Younger children, with mothers and neighbors watching from the windows or stoops, played skelly or ringolevio freely and safely for hours. When they got older, it was stickball or handball or team sports.
“There was no such thing as babysitting,” says McFadden. “Older kids watched the younger kids; mothers put the littlest ones next door for an hour if they had to.”
“Mostly, we all walked everywhere in the neighborhood,” says Reynolds. “Mrs. Sullivan and her mother, who lived above the Blue Bakery, would put pillows on their windowsill and watch all the comings and goings. We’d yell up, ‘Hey, Mrs. Sullivan, did you see Bobby Burns?’ And she would say, ‘Oh yes, Bobby went up that way about a half hour ago.’”

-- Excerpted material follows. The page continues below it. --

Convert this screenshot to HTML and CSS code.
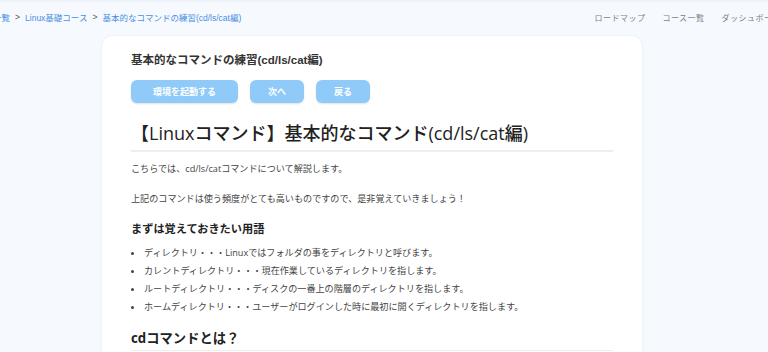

Families with six, eight, ten kids were not uncommon. You played with kids your age; your younger siblings and cousins played with their younger siblings in matching stair steps. You looked out for your friends’ kid brothers and sisters as you would your own. You didn’t have money, but you had one another.
As Seamus Heaney wrote, “If you have a strong first world and a strong set of relationships, then in some part of you, you are always free; you can walk the world because you know where you belong, you have some place to come back to.”